I'm fascinated that we apparently already know what caused the derailment in Cumbria. Some bars separating the point blades broke and the inspection to check they were OK didn't happen. Job done.  Blaim laid. Except that accidents are always, always more complicated and more interesting than that. I've just been having another look at Normal Accidents by Charles Perrow, emeritus Yale Sociology professor. It's a wonderful book, written in 1984, post-Three Mile Island but pre-Chernobyl and pre-Bhopal. It's about how, as systems become more complicated and our technological reach exceeds our technological grasp, accidents become inevitable. It also tells us that any time someone says that one thing caused an accident, this will conceal as much as it will reveal.

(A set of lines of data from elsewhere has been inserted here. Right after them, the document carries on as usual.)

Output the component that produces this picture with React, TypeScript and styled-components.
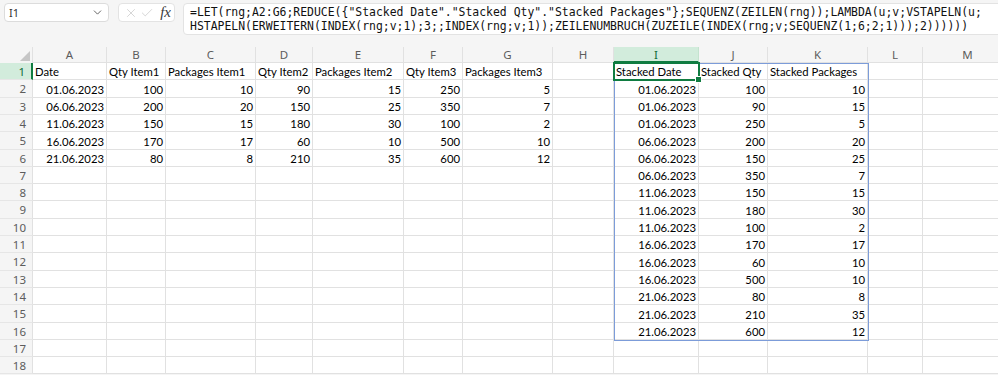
import styled, { createGlobalStyle } from 'styled-components'
import { ChevronDown, X, Check } from 'lucide-react'

const GlobalStyle = createGlobalStyle`
  html, body {
    margin: 0;
    padding: 0;
    background: #ffffff;
    overflow: hidden;
  }
`

// column widths incl. right gridline
const columns = [
  { name: 'A', w: 74 },
  { name: 'B', w: 59 },
  { name: 'C', w: 90 },
  { name: 'D', w: 57 },
  { name: 'E', w: 91 },
  { name: 'F', w: 59 },
  { name: 'G', w: 90 },
  { name: 'H', w: 61 },
  { name: 'I', w: 85 },
  { name: 'J', w: 69 },
  { name: 'K', w: 100 },
  { name: 'L', w: 55 },
  { name: 'M', w: 90 },
]

const ROW_HDR = 33
const HEAD_H = 16
const ROW_COUNT = 18
const ROW_STEP = 17.3

const rowTops = Array.from({ length: ROW_COUNT + 1 }, (_, i) => Math.round(i * ROW_STEP))
const rowHeights = rowTops.slice(1).map((t, i) => t - rowTops[i])

const colLeft = (idx: number) =>
  ROW_HDR + columns.slice(0, idx).reduce((s, c) => s + c.w, 0)

const source = [
  ['Date', 'Qty Item1', 'Packages Item1', 'Qty Item2', 'Packages Item2', 'Qty Item3', 'Packages Item3'],
  ['01.06.2023', '100', '10', '90', '15', '250', '5'],
  ['06.06.2023', '200', '20', '150', '25', '350', '7'],
  ['11.06.2023', '150', '15', '180', '30', '100', '2'],
  ['16.06.2023', '170', '17', '60', '10', '500', '10'],
  ['21.06.2023', '80', '8', '210', '35', '600', '12'],
]

const stacked: string[][] = [['Stacked Date', 'Stacked Qty', 'Stacked Packages']]
source.slice(1).forEach((r) => {
  stacked.push([r[0], r[1], r[2]])
  stacked.push([r[0], r[3], r[4]])
  stacked.push([r[0], r[5], r[6]])
})

const cellText = (row: number, col: number): string => {
  if (col < 7) return source[row]?.[col] ?? ''
  if (col >= 8 && col <= 10) return stacked[row]?.[col - 8] ?? ''
  return ''
}

const Page = styled.div`
  width: 998px;
  height: 375px;
  background: #f5f5f5;
  font-family: 'Lato', 'Liberation Sans', sans-serif;
`

const TopBar = styled.div`
  height: 47px;
  display: flex;
  align-items: flex-start;
  padding: 3px 0 0 4px;
  box-sizing: border-box;
  gap: 8px;
  overflow: hidden;
`

const NameBox = styled.div`
  width: 105px;
  height: 19px;
  box-sizing: border-box;
  background: #fff;
  border: 1px solid #dcdcdc;
  border-radius: 4px;
  display: flex;
  align-items: center;
  justify-content: space-between;
  padding: 0 4px 0 4px;
  font-family: 'Noto Sans', 'Liberation Sans', sans-serif;
  font-size: 11px;
  color: #333;
`

const FxBox = styled.div`
  width: 57px;
  height: 19px;
  margin-left: 1px;
  box-sizing: border-box;
  background: #fff;
  border: 1px solid #e3e3e3;
  border-radius: 4px;
  display: flex;
  align-items: center;
  padding: 0 3px 0 5px;
  gap: 2px;
  color: #c4c4c4;
`

const Fx = styled.span`
  margin-left: auto;
  font-family: 'Liberation Serif', serif;
  font-style: italic;
  font-size: 15px;
  color: #3a3a3a;
  line-height: 1;
`

const FormulaBox = styled.div`
  flex: 1;
  height: 32px;
  margin-right: -20px;
  box-sizing: border-box;
  background: #fff;
  border: 1px solid #e3e3e3;
  border-radius: 4px;
  padding: 1px 0 0 6px;
  font-family: 'DejaVu Sans Mono', 'Liberation Mono', monospace;
  font-size: 11.45px;
  line-height: 14px;
  color: #111;
  white-space: pre;
  overflow: hidden;
`

const Sheet = styled.div`
  position: relative;
  display: grid;
  grid-template-columns: ${ROW_HDR}px ${columns.map((c) => `${c.w}px`).join(' ')};
  grid-template-rows: ${HEAD_H}px ${rowHeights.map((h) => `${h}px`).join(' ')};
  background: #fff;
`

const Corner = styled.div`
  background: #f5f5f5;
  border-right: 1px solid #e1e1e1;
  position: relative;
  &::after {
    content: '';
    position: absolute;
    right: 2px;
    bottom: 2px;
    border-style: solid;
    border-width: 0 0 10px 10px;
    border-color: transparent transparent #c6c6c6 transparent;
  }
`

const ColHead = styled.div<{ $active?: boolean }>`
  box-sizing: border-box;
  display: flex;
  align-items: center;
  justify-content: center;
  font-family: 'Noto Sans', 'Liberation Sans', sans-serif;
  font-size: 11.5px;
  color: ${(p) => (p.$active ? '#0e6b38' : '#5c5c5c')};
  background: ${(p) => (p.$active ? '#d2ecdc' : '#f5f5f5')};
  border-right: 1px solid ${(p) => (p.$active ? '#c4e3cf' : '#e1e1e1')};
  border-bottom: ${(p) => (p.$active ? '2px solid #107c41' : '1px solid #e1e1e1')};
`

const RowHead = styled.div<{ $active?: boolean }>`
  box-sizing: border-box;
  display: flex;
  align-items: center;
  justify-content: flex-end;
  padding-right: 6px;
  font-family: 'Noto Sans', 'Liberation Sans', sans-serif;
  font-size: 11.5px;
  color: ${(p) => (p.$active ? '#0e6b38' : '#5c5c5c')};
  background: ${(p) => (p.$active ? '#d2ecdc' : '#f5f5f5')};
  border-right: ${(p) => (p.$active ? '2px solid #107c41' : '1px solid #e1e1e1')};
  border-bottom: 1px solid #e6e6e6;
`

const Cell = styled.div<{ $right?: boolean }>`
  box-sizing: border-box;
  border-right: 1px solid #e1e1e1;
  border-bottom: 1px solid #e1e1e1;
  display: flex;
  align-items: center;
  justify-content: ${(p) => (p.$right ? 'flex-end' : 'flex-start')};
  padding: 1px 2px 0 2px;
  font-size: 11.3px;
  color: #000;
  white-space: nowrap;
  overflow: visible;
`

const SpillFrame = styled.div`
  position: absolute;
  border: 1px solid #7c9cd9;
  box-sizing: border-box;
  pointer-events: none;
`

const ActiveCell = styled.div`
  position: absolute;
  border: 2px solid #107c41;
  box-sizing: border-box;
  pointer-events: none;
  &::after {
    content: '';
    position: absolute;
    right: -4px;
    bottom: -4px;
    width: 5px;
    height: 5px;
    background: #107c41;
    border: 1px solid #fff;
  }
`

const isNumeric = (t: string) => /^[\d.]+$/.test(t)

const formulaLine1 =
  '=LET(rng;A2:G6;REDUCE({"Stacked Date"."Stacked Qty"."Stacked Packages"};SEQUENZ(ZEILEN(rng));LAMBDA(u;v;VSTAPELN(u;'
const formulaLine2 =
  'HSTAPELN(ERWEITERN(INDEX(rng;v;1);3;;INDEX(rng;v;1));ZEILENUMBRUCH(ZUZEILE(INDEX(rng;v;SEQUENZ(1;6;2;1)));2))))))'

export default function App() {
  const iLeft = colLeft(8)
  const lRight = colLeft(11)
  return (
    <Page>
      <GlobalStyle />
      <TopBar>
        <NameBox>
          <span>I1</span>
          <ChevronDown size={13} color="#444" strokeWidth={1.5} />
        </NameBox>
        <FxBox>
          <X size={14} strokeWidth={1.2} />
          <Check size={14} strokeWidth={1.2} />
          <Fx>fx</Fx>
        </FxBox>
        <FormulaBox>
          {formulaLine1}
          {'\n'}
          {formulaLine2}
        </FormulaBox>
      </TopBar>
      <Sheet>
        <Corner />
        {columns.map((c) => (
          <ColHead key={c.name} $active={c.name === 'I'}>
            {c.name}
          </ColHead>
        ))}
        {Array.from({ length: ROW_COUNT }, (_, r) => [
          <RowHead key={`h${r}`} $active={r === 0}>
            {r + 1}
          </RowHead>,
          ...columns.map((c, ci) => {
            const t = cellText(r, ci)
            return (
              <Cell key={`${r}-${c.name}`} $right={isNumeric(t)}>
                {t}
              </Cell>
            )
          }),
        ])}
        <SpillFrame
          style={{
            left: iLeft,
            top: HEAD_H,
            width: lRight - iLeft + 1,
            height: rowTops[16] + 1,
          }}
        />
        <ActiveCell
          style={{
            left: iLeft - 1,
            top: HEAD_H - 1,
            width: columns[8].w + 2,
            height: rowHeights[0] + 2,
          }}
        />
      </Sheet>
    </Page>
  )
}
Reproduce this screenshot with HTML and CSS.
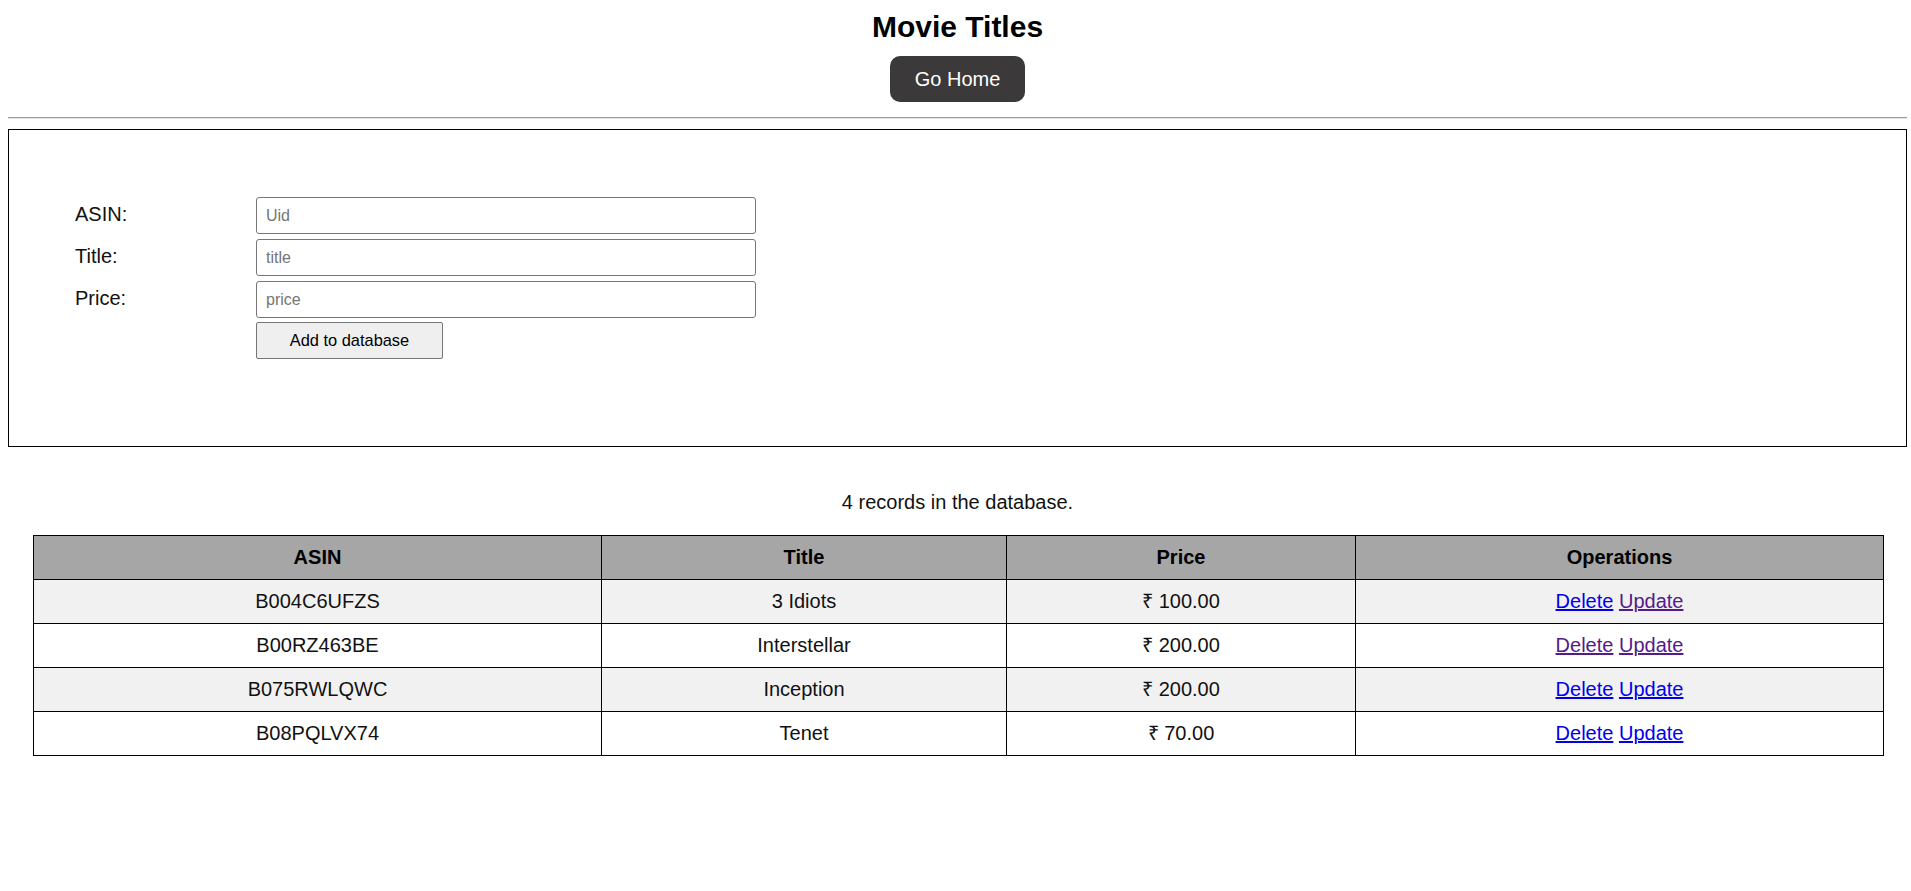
FILE: index.html
```html
<!DOCTYPE html>
<html lang="en">
<head>
<meta charset="utf-8">
<title>Movie Titles</title>
<link rel="stylesheet" href="styles.css">
</head>
<body>
<header class="top">
  <h1 class="title">Movie Titles</h1>
  <a class="home-btn" href="#">Go Home</a>
</header>
<hr class="divider">
<section class="form-box">
  <form class="add-form">
    <label class="field-label" for="asin">ASIN:</label>
    <input class="field-input" id="asin" type="text" placeholder="Uid">
    <label class="field-label" for="title">Title:</label>
    <input class="field-input" id="title" type="text" placeholder="title">
    <label class="field-label" for="price">Price:</label>
    <input class="field-input" id="price" type="text" placeholder="price">
    <span class="spacer"></span>
    <button class="add-btn" type="button">Add to database</button>
  </form>
</section>
<p class="count">4 records in the database.</p>
<table class="records">
  <colgroup>
    <col class="c-asin"><col class="c-title"><col class="c-price"><col class="c-ops">
  </colgroup>
  <thead>
    <tr><th>ASIN</th><th>Title</th><th>Price</th><th>Operations</th></tr>
  </thead>
  <tbody>
    <tr class="alt"><td>B004C6UFZS</td><td>3 Idiots</td><td>₹ 100.00</td><td><a class="link" href="#">Delete</a> <a class="link visited" href="#">Update</a></td></tr>
    <tr><td>B00RZ463BE</td><td>Interstellar</td><td>₹ 200.00</td><td><a class="link visited" href="#">Delete</a> <a class="link visited" href="#">Update</a></td></tr>
    <tr class="alt"><td>B075RWLQWC</td><td>Inception</td><td>₹ 200.00</td><td><a class="link" href="#">Delete</a> <a class="link" href="#">Update</a></td></tr>
    <tr><td>B08PQLVX74</td><td>Tenet</td><td>₹ 70.00</td><td><a class="link" href="#">Delete</a> <a class="link" href="#">Update</a></td></tr>
  </tbody>
</table>
</body>
</html>
```

FILE: styles.css
```css
html, body {
  background: #ffffff;
}
body {
  margin: 8px 4px 8px 8px;
  font-family: "Liberation Sans", Arial, sans-serif;
  font-size: 20px;
  color: #111;
}
.top {
  display: flex;
  flex-direction: column;
  align-items: center;
  padding-top: 2px;
}
.title {
  margin: 0;
  font-size: 30px;
  font-weight: bold;
  line-height: 34px;
  color: #000;
}
.home-btn {
  margin-top: 12px;
  display: inline-block;
  background: #3b3939;
  color: #fff;
  text-decoration: none;
  font-size: 20px;
  line-height: 23px;
  padding: 12px 25px 11px;
  border-radius: 10px;
}
.divider {
  margin: 15px 0 10px;
  border: 0;
  border-top: 1px solid #9a9a9a;
  border-bottom: 1px solid #e4e4e4;
  height: 0;
}
.form-box {
  box-sizing: border-box;
  border: 1px solid #000;
  padding: 67px 0 87px 66px;
}
.add-form {
  display: grid;
  grid-template-columns: 181px 500px;
  row-gap: 5px;
  align-items: center;
}
.field-label {
  font-size: 20px;
  color: #111;
  margin-top: -2px;
}
.field-input {
  box-sizing: border-box;
  width: 500px;
  height: 37px;
  margin: 0;
  border: 1px solid #767676;
  border-radius: 3px;
  padding: 0 9px;
  font-family: "Liberation Sans", Arial, sans-serif;
  font-size: 16px;
  color: #000;
}
.field-input::placeholder {
  color: #757575;
}
.add-btn {
  box-sizing: border-box;
  justify-self: start;
  width: 187px;
  height: 37px;
  margin: -1px 0 0;
  background: #efefef;
  border: 1px solid #767676;
  border-radius: 2px;
  font-family: "Liberation Sans", Arial, sans-serif;
  font-size: 16.4px;
  color: #000;
}
.count {
  margin: 44px 0 21px;
  text-align: center;
  line-height: 23px;
}
.records {
  margin: 0 0 0 25px;
  width: 1850px;
  table-layout: fixed;
  border-collapse: collapse;
  border: 1px solid #000;
}
.c-asin { width: 568px; }
.c-title { width: 405px; }
.c-price { width: 349px; }
.c-ops { width: 528px; }
.records th,
.records td {
  border: 1px solid #000;
  padding: 10px 8px;
  height: 23px;
  line-height: 23px;
  text-align: center;
  font-size: 20px;
}
.records th {
  background: #a6a6a6;
  font-weight: bold;
  color: #000;
}
.records td {
  color: #111;
}
.records tr.alt td {
  background: #f1f1f1;
}
.link {
  color: #0000ee;
  text-decoration: underline;
}
.link.visited {
  color: #551a8b;
}
```
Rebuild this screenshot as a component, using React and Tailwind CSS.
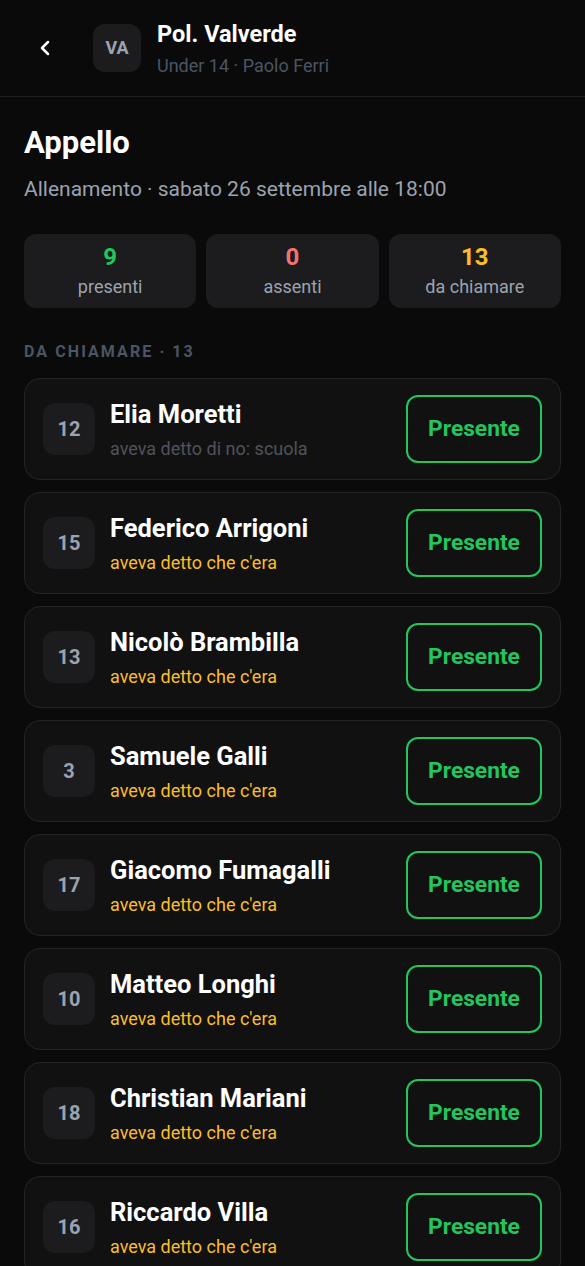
import { ChevronLeft } from 'lucide-react';

const players = [
  { num: 12, name: 'Elia Moretti', note: 'aveva detto di no: scuola', said: false },
  { num: 15, name: 'Federico Arrigoni', note: "aveva detto che c'era", said: true },
  { num: 13, name: 'Nicolò Brambilla', note: "aveva detto che c'era", said: true },
  { num: 3, name: 'Samuele Galli', note: "aveva detto che c'era", said: true },
  { num: 17, name: 'Giacomo Fumagalli', note: "aveva detto che c'era", said: true },
  { num: 10, name: 'Matteo Longhi', note: "aveva detto che c'era", said: true },
  { num: 18, name: 'Christian Mariani', note: "aveva detto che c'era", said: true },
  { num: 16, name: 'Riccardo Villa', note: "aveva detto che c'era", said: true },
];

function Stat({ value, label, color }) {
  return (
    <div className="flex-1 h-[74px] rounded-xl bg-[#1c1c1e] flex flex-col items-center justify-center">
      <span className={`text-2xl font-bold leading-7 ${color}`}>{value}</span>
      <span className="text-lg text-[#9ca3af] leading-6 mt-1">{label}</span>
    </div>
  );
}

function PlayerRow({ p }) {
  return (
    <div className="flex items-center rounded-2xl border border-[#242427] bg-[#111112] px-[18px] py-4">
      <div className="w-[52px] h-[52px] rounded-xl bg-[#1c1c1e] flex items-center justify-center text-xl font-bold text-[#9ca3af] shrink-0">
        {p.num}
      </div>
      <div className="ml-[15px] flex-1 min-w-0">
        <div className="text-[25.5px] font-bold text-white leading-[30px]">{p.name}</div>
        <div className={`text-lg leading-[22px] mt-[9px] ${p.said ? 'text-[#fbbf24]' : 'text-[#52525b]'}`}>{p.note}</div>
      </div>
      <button className="w-[136px] h-[68px] rounded-xl border-2 border-[#22c55e] text-[#22c55e] text-[22.75px] font-bold shrink-0">
        Presente
      </button>
    </div>
  );
}

export default function App() {
  return (
    <div className="min-h-screen bg-[#0a0a0a] font-['Roboto',sans-serif]">
      <header className="h-[97px] flex items-center pl-6 pr-6 border-b border-[#1f1f22]">
        <button className="w-[42px] h-[42px] flex items-center justify-center text-white">
          <ChevronLeft size={24} strokeWidth={2.5} />
        </button>
        <div className="ml-[27px] w-12 h-12 rounded-xl bg-[#1c1c1e] flex items-center justify-center text-lg font-bold text-[#9ca3af]">
          VA
        </div>
        <div className="ml-4">
          <div className="text-[23.5px] font-bold text-white leading-[30px]">Pol. Valverde</div>
          <div className="text-lg text-[#4b5563] leading-6 mt-[5px]">Under 14 · Paolo Ferri</div>
        </div>
      </header>

      <main className="px-6 pt-[27px]">
        <h1 className="text-[31px] font-bold text-white leading-[38px]">Appello</h1>
        <p className="text-[21px] text-[#9ca3af] leading-7 mt-[13px]">Allenamento · sabato 26 settembre alle 18:00</p>

        <div className="flex gap-2.5 mt-[31px]">
          <Stat value="9" label="presenti" color="text-[#22c55e]" />
          <Stat value="0" label="assenti" color="text-[#f87171]" />
          <Stat value="13" label="da chiamare" color="text-[#fbbf24]" />
        </div>

        <div className="mt-[34px] text-base leading-5 font-bold tracking-[0.13em] text-[#4b5563]">DA CHIAMARE · 13</div>

        <div className="mt-4 flex flex-col gap-3">
          {players.map((p) => (
            <PlayerRow key={p.num} p={p} />
          ))}
        </div>
      </main>
    </div>
  );
}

So despite Richard Feynman's trick with a glass of ice, the Challenger disaster was about more than a chilly O-Ring. It was about cultures, practices, technologies in the context of their use and the demands that were placed on engineers to blast people into space with little more than a finger-cross for safety. We can zoom in or zoom out however we choose. The choice of microscope - looking in close-up at crossed screw threads or flawed people - or wide-angle lens - looking at systems, cultures or markets - is a political one.
The question I ask myself, be it with rail crashes or plans for nuclear new build is at what level is this risk not being examined? It's certainly easier to blame twisted metal than a high-level bureaucratic balls-up.